▶ _Task goal_
Retype all of the data. Every line must match exactly.

▼

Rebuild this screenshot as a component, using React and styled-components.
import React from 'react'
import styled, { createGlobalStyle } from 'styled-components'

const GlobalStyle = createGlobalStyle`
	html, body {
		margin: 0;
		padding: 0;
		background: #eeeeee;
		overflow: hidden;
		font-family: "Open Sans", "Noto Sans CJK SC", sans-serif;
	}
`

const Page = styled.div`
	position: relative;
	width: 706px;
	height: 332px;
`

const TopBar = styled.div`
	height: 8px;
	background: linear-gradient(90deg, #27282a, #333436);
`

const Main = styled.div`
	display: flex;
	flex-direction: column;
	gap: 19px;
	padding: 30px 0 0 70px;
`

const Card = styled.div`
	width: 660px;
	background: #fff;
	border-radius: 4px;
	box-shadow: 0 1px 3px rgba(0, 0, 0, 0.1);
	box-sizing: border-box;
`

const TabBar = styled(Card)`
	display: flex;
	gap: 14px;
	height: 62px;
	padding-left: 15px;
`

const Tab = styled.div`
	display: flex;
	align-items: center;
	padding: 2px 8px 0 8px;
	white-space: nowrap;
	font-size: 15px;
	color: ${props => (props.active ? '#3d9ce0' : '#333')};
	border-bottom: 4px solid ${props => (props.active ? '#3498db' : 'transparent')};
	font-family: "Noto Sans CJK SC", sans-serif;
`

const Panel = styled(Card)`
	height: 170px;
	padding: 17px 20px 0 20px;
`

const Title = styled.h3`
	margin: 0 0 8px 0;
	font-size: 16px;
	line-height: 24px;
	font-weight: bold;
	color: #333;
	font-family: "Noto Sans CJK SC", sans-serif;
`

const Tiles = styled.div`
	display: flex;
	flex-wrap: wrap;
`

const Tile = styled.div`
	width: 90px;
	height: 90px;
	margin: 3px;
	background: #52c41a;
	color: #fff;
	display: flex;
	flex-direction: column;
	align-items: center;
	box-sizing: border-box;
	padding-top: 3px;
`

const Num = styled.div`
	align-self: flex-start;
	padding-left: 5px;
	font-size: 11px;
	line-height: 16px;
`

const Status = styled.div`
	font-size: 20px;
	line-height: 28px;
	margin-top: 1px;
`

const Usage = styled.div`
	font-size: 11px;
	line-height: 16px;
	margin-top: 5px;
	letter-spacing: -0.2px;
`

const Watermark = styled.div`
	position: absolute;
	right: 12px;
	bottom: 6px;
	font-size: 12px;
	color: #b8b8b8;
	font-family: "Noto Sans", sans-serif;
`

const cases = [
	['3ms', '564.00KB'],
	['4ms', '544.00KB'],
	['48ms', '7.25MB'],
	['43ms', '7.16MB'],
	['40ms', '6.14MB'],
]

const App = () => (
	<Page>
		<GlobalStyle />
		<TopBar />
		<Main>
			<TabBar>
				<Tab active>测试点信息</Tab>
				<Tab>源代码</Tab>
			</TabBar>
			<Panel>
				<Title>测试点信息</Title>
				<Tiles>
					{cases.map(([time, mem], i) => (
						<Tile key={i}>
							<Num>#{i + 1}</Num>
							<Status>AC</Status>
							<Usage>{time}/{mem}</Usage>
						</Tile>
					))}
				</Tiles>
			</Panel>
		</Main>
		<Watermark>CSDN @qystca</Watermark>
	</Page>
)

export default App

▲

▶ _Finished exercise_
Rebuild this screenshot as a component, using React and styled-components.
import React from 'react'
import styled, { createGlobalStyle } from 'styled-components'

const GlobalStyle = createGlobalStyle`
	html, body {
		margin: 0;
		padding: 0;
		background: #eeeeee;
		overflow: hidden;
		font-family: "Open Sans", "Noto Sans CJK SC", sans-serif;
	}
`

const Page = styled.div`
	position: relative;
	width: 706px;
	height: 332px;
`

const TopBar = styled.div`
	height: 8px;
	background: linear-gradient(90deg, #27282a, #333436);
`

const Main = styled.div`
	display: flex;
	flex-direction: column;
	gap: 19px;
	padding: 30px 0 0 70px;
`

const Card = styled.div`
	width: 660px;
	background: #fff;
	border-radius: 4px;
	box-shadow: 0 1px 3px rgba(0, 0, 0, 0.1);
	box-sizing: border-box;
`

const TabBar = styled(Card)`
	display: flex;
	gap: 14px;
	height: 62px;
	padding-left: 15px;
`

const Tab = styled.div`
	display: flex;
	align-items: center;
	padding: 2px 8px 0 8px;
	white-space: nowrap;
	font-size: 15px;
	color: ${props => (props.active ? '#3d9ce0' : '#333')};
	border-bottom: 4px solid ${props => (props.active ? '#3498db' : 'transparent')};
	font-family: "Noto Sans CJK SC", sans-serif;
`

const Panel = styled(Card)`
	height: 170px;
	padding: 17px 20px 0 20px;
`

const Title = styled.h3`
	margin: 0 0 8px 0;
	font-size: 16px;
	line-height: 24px;
	font-weight: bold;
	color: #333;
	font-family: "Noto Sans CJK SC", sans-serif;
`

const Tiles = styled.div`
	display: flex;
	flex-wrap: wrap;
`

const Tile = styled.div`
	width: 90px;
	height: 90px;
	margin: 3px;
	background: #52c41a;
	color: #fff;
	display: flex;
	flex-direction: column;
	align-items: center;
	box-sizing: border-box;
	padding-top: 3px;
`

const Num = styled.div`
	align-self: flex-start;
	padding-left: 5px;
	font-size: 11px;
	line-height: 16px;
`

const Status = styled.div`
	font-size: 20px;
	line-height: 28px;
	margin-top: 1px;
`

const Usage = styled.div`
	font-size: 11px;
	line-height: 16px;
	margin-top: 5px;
	letter-spacing: -0.2px;
`

const Watermark = styled.div`
	position: absolute;
	right: 12px;
	bottom: 6px;
	font-size: 12px;
	color: #b8b8b8;
	font-family: "Noto Sans", sans-serif;
`

const cases = [
	['3ms', '564.00KB'],
	['4ms', '544.00KB'],
	['48ms', '7.25MB'],
	['43ms', '7.16MB'],
	['40ms', '6.14MB'],
]

const App = () => (
	<Page>
		<GlobalStyle />
		<TopBar />
		<Main>
			<TabBar>
				<Tab active>测试点信息</Tab>
				<Tab>源代码</Tab>
			</TabBar>
			<Panel>
				<Title>测试点信息</Title>
				<Tiles>
					{cases.map(([time, mem], i) => (
						<Tile key={i}>
							<Num>#{i + 1}</Num>
							<Status>AC</Status>
							<Usage>{time}/{mem}</Usage>
						</Tile>
					))}
				</Tiles>
			</Panel>
		</Main>
		<Watermark>CSDN @qystca</Watermark>
	</Page>
)

export default App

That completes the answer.